Il coroner stabilì che Paul Williams era morto per un colpo di pistola alla tempia sinistra autoinflitto e sparato con la pistola rinvenuta insieme al cadavere. Tuttavia Paul Williams era destro, e lo stesso coroner stabilì che la pistola era stata impugnata proprio con la mano destra, ma il colpo era stato sparato alla tempia sinistra: operazione che richiede un movimento del tutto innaturale ma non impossibile. Inoltre la perizia stabilì che la pistola aveva sparato due colpi, ma solo un proiettile fu trovato sulla scena; questo in realtà è poco significativo perché Williams potrebbe aver sparato il primo colpo in un'altra circostanza e in un'altra occasione.

L'intera vicenda è quindi ancora poco chiara e molto confusa. L'ipotesi del suicidio resta comunque la più probabile, anche perché secondo il racconto di Otis Williams, un altro membro dei Temptations non legato a Paul da parentela nonostante il cognome, nella sua autobiografia Paul aveva manifestato anche in passato tendenze suicide. Inoltre quel periodo della sua vita era particolarmente turbolento. Poco prima di andare a vivere con Ronnie era stato cacciato di casa dalla moglie Mary Agnes, da cui aveva avuto sei figli, per il fatto di aver ricominciato a bere e per i suoi comportamenti violenti.
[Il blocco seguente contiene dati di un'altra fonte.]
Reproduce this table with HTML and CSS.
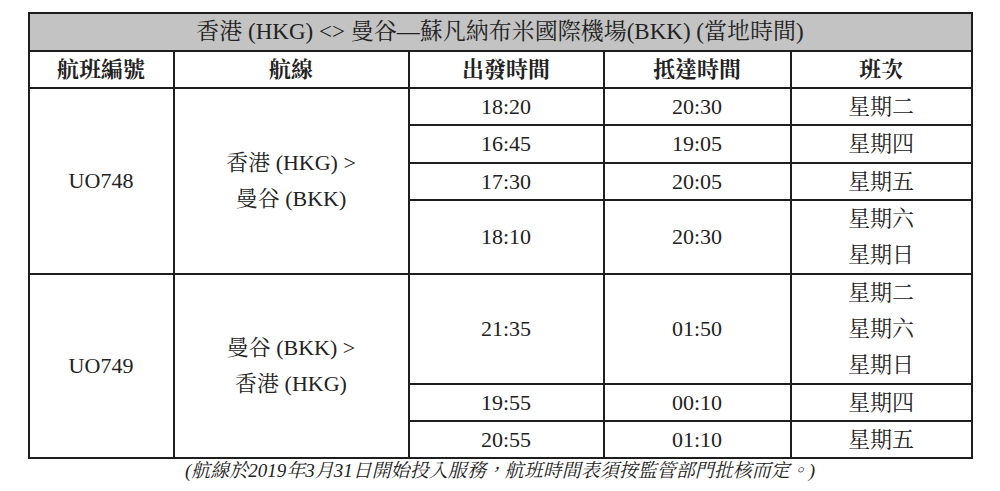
FILE: index.html
```html
<!DOCTYPE html>
<html lang="zh-Hant">
<head>
<meta charset="utf-8">
<title>香港 (HKG) &lt;&gt; 曼谷 航班時間表</title>
<link rel="stylesheet" href="styles.css">
</head>
<body>
<main class="page">
  <table class="schedule">
    <colgroup>
      <col class="c-flight">
      <col class="c-route">
      <col class="c-dep">
      <col class="c-arr">
      <col class="c-days">
    </colgroup>
    <thead>
      <tr class="title-row">
        <th colspan="5" class="title">香港 (HKG) &lt;&gt; 曼谷—蘇凡納布米國際機場(BKK) (當地時間)</th>
      </tr>
      <tr class="head-row">
        <th>航班編號</th>
        <th>航線</th>
        <th>出發時間</th>
        <th>抵達時間</th>
        <th>班次</th>
      </tr>
    </thead>
    <tbody>
      <tr class="r1">
        <td rowspan="4">UO748</td>
        <td rowspan="4" class="route">香港 (HKG) &gt;<br>曼谷 (BKK)</td>
        <td>18:20</td>
        <td>20:30</td>
        <td>星期二</td>
      </tr>
      <tr class="r1">
        <td>16:45</td>
        <td>19:05</td>
        <td>星期四</td>
      </tr>
      <tr class="r1">
        <td>17:30</td>
        <td>20:05</td>
        <td>星期五</td>
      </tr>
      <tr class="r2">
        <td>18:10</td>
        <td>20:30</td>
        <td class="multi">星期六<br>星期日</td>
      </tr>
      <tr class="r3">
        <td rowspan="3">UO749</td>
        <td rowspan="3" class="route">曼谷 (BKK) &gt;<br>香港 (HKG)</td>
        <td>21:35</td>
        <td>01:50</td>
        <td class="multi">星期二<br>星期六<br>星期日</td>
      </tr>
      <tr class="r1">
        <td>19:55</td>
        <td>00:10</td>
        <td>星期四</td>
      </tr>
      <tr class="r1">
        <td>20:55</td>
        <td>01:10</td>
        <td>星期五</td>
      </tr>
    </tbody>
  </table>
  <p class="note">(航線於2019年3月31日開始投入服務，航班時間表須按監管部門批核而定。)</p>
</main>
</body>
</html>
```

FILE: styles.css
```css
html, body {
  margin: 0;
  padding: 0;
  background: #ffffff;
}

body {
  font-family: "Liberation Serif", "Noto Serif CJK TC", "Noto Sans CJK TC", serif;
  color: #222222;
}

.page {
  display: flex;
  flex-direction: column;
  align-items: center;
  padding-top: 12px;
}

.schedule {
  border-collapse: collapse;
  table-layout: fixed;
  width: 943px;
}

.c-flight { width: 145px; }
.c-route  { width: 235px; }
.c-dep    { width: 195px; }
.c-arr    { width: 187px; }
.c-days   { width: 181px; }

.schedule th,
.schedule td {
  border: 2px solid #1e1e1e;
  padding: 0;
  text-align: center;
  vertical-align: middle;
  font-size: 22px;
  line-height: 35.25px;
}

.schedule th {
  font-weight: normal;
}

.title-row th {
  background: #c3c3c3;
  font-size: 23px;
  line-height: 35.5px;
}

.head-row th {
  font-weight: bold;
  line-height: 35.5px;
}

.schedule td.multi {
  line-height: 36px;
}

.schedule td.route {
  line-height: 36px;
}

.note {
  margin: 0;
  padding-top: 1px;
  font-size: 19px;
  line-height: 22px;
  font-style: italic;
  text-align: center;
  color: #222222;
}
```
In ogni caso il rapporto autoptico non è mai stato pubblicato e la famiglia di Paul Williams non crede che si sia trattato di un suicidio. Joe Williams, il fratello di Paul, sostiene che il rapporto non sia stato pubblicato perché conterrebbe dettagli incompatibili con un suicidio. Ad esempio il fatto che il colpo mortale sarebbe stato sparato frontalmente e non sulla tempia, che il tasso alcolemico nel sangue di Paul Williams sarebbe stato dello 0,19% (il limite per poter guidare negli Stati Uniti è di 0,08%) e che in quelle condizioni sarebbe stato impossibile per lui guidare l'auto fino al luogo del ritrovamento. Tuttavia il cadavere di Paul Williams rimase alla camera ardente per due giorni e nessuno sollevò il dubbio che il foro del proiettile non fosse dove risultava dalle dichiarazioni del medico legale. E il livello alcolemico al massimo può servire a sostenere che Paul si è fatto accompagnare lì da qualcuno e poi si è suicidato.

Moltissimi dettagli sono ancora poco chiari di questa assurda vicenda, ma il suicidio resta l'ipotesi più plausibile.